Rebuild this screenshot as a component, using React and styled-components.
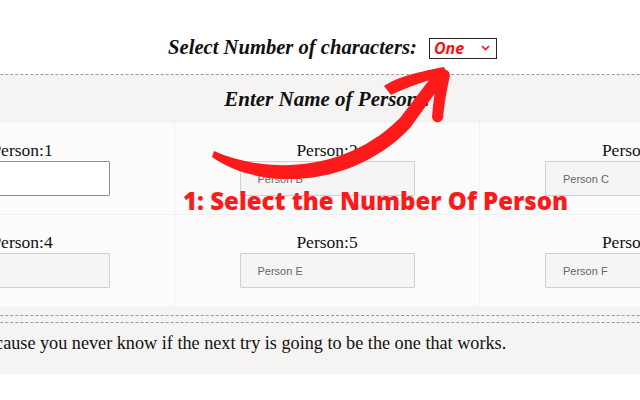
import styled, { createGlobalStyle } from "styled-components"

const GlobalStyle = createGlobalStyle`
  html, body {
    margin: 0;
    padding: 0;
    background: #ffffff;
    overflow: hidden;
  }
`

const people = [
  { id: 1, placeholder: "", first: true },
  { id: 2, placeholder: "Person B" },
  { id: 3, placeholder: "Person C" },
  { id: 4, placeholder: "" },
  { id: 5, placeholder: "Person E" },
  { id: 6, placeholder: "Person F" },
]

const App = () => {
  return (
    <Stage>
      <GlobalStyle />
      <Page>
        <Header>
          <Title>Select Number of characters:</Title>
          <Picker>
            <span>One</span>
            <svg width="9" height="6" viewBox="0 0 9 6">
              <path d="M1 1 L4.5 4.5 L8 1" fill="none" stroke="#ff1010" strokeWidth="1.6" />
            </svg>
          </Picker>
        </Header>

        <SectionHead>
          <Heading>Enter Name of Person :</Heading>
        </SectionHead>

        <Grid>
          {people.map((p) => (
            <Cell key={p.id}>
              <Label>Person:{p.id}</Label>
              <NameInput $active={p.first} placeholder={p.placeholder} readOnly />
            </Cell>
          ))}
        </Grid>

        <Footer>
          <Rule />
          <Rule />
          <Quote>Keep trying because you never know if the next try is going to be the one that works.</Quote>
        </Footer>
      </Page>

      {/* annotation */}
      <Arrow width="640" height="400" viewBox="0 0 640 400">
        <path
          d="M212 157 C260 191 352 189 410 128 L446 78 L436 71 L400 118 C345 173 265 174 214 151 Z"
          fill="#fd1a1a"
        />
        <path d="M384 86 C396 78 412 73 444 67 L448 75 C428 80 410 86 391 95 Z" fill="#fd1a1a" />
        <path d="M442 69 C450 70 451 74 449 80 C446 94 444 106 443 118 C441 124 433 124 432 117 C433 104 435 90 437 76 Z" fill="#fd1a1a" />
      </Arrow>
      <Callout>1: Select the Number Of Person</Callout>
    </Stage>
  )
}

const Stage = styled.div`
  position: relative;
  width: 640px;
  height: 400px;
  overflow: hidden;
`

const Page = styled.div`
  width: 915px;
  margin-left: -130px;
`

const Header = styled.header`
  height: 75px;
  display: flex;
  align-items: center;
  justify-content: center;
  gap: 12px;
  padding-left: 10px;
  box-sizing: border-box;
  padding-top: 20px;
  border-bottom: 1px dashed #9a9a9a;
`

const Title = styled.h1`
  margin: 0;
  font-family: "Liberation Serif", serif;
  font-style: italic;
  font-weight: bold;
  font-size: 20.6px;
  color: #111;
`

const Picker = styled.div`
  width: 68px;
  height: 21px;
  box-sizing: border-box;
  border: 1px solid #222;
  display: flex;
  align-items: center;
  justify-content: space-between;
  padding: 0 6px 0 4px;
  margin-top: 2px;

  span {
    font-family: "Open Sans", "Liberation Sans", sans-serif;
    font-weight: bold;
    font-style: italic;
    font-size: 16px;
    color: #ff1010;
  }
`

const SectionHead = styled.div`
  background: #f5f4f2;
  height: 48px;
  display: flex;
  align-items: center;
  justify-content: center;
`

const Heading = styled.h2`
  margin: 0;
  font-family: "Liberation Serif", serif;
  font-style: italic;
  font-weight: bold;
  font-size: 21px;
  color: #111;
`

const Grid = styled.div`
  display: grid;
  grid-template-columns: repeat(3, 1fr);
  background: #fcfcfc;
`

const Cell = styled.div`
  display: flex;
  flex-direction: column;
  align-items: center;
  padding: 17px 0 18px;
  border-right: 1px solid #f1f1f1;
  border-bottom: 1px solid #f1f1f1;

  &:nth-child(3n) {
    border-right: none;
  }
  &:nth-child(n + 4) {
    border-bottom: none;
  }
`

const Label = styled.div`
  font-family: "Liberation Serif", serif;
  font-size: 17.5px;
  line-height: 20px;
  color: #111;
  margin-bottom: 1px;
`

const NameInput = styled.input`
  width: 175px;
  height: 35px;
  box-sizing: border-box;
  border: 1px solid ${(p) => (p.$active ? "#8f8f8f" : "#d0d0d0")};
  background: ${(p) => (p.$active ? "#ffffff" : "#f5f5f5")};
  border-radius: 1px;
  padding: 0 0 0 17px;
  font-family: "Liberation Sans", Arial, sans-serif;
  font-size: 11px;
  outline: none;

  &::placeholder {
    color: #666;
  }
`

const Footer = styled.footer`
  background: #f5f4f2;
  padding-top: 9px;
  height: 68px;
  box-sizing: border-box;
`

const Rule = styled.div`
  border-top: 1px dashed #9a9a9a;
  margin-bottom: 6px;
`

const Quote = styled.p`
  margin: 9px 0 0;
  padding-left: 17px;
  font-family: "Liberation Serif", serif;
  font-size: 18.2px;
  line-height: 22px;
  color: #111;
`

const Arrow = styled.svg`
  position: absolute;
  left: 0;
  top: 0;
  pointer-events: none;
`

const Callout = styled.div`
  position: absolute;
  left: 183px;
  top: 186px;
  font-family: "Open Sans", sans-serif;
  font-weight: 800;
  font-size: 24px;
  line-height: 30px;
  color: #fd1a1a;
  white-space: nowrap;
`

export default App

-------------------------

**Directions for this task**
Search the data above for the string "components" and return every line that has it.

**Written solution**
Rebuild this screenshot as a component, using React and styled-components.
import styled, { createGlobalStyle } from "styled-components"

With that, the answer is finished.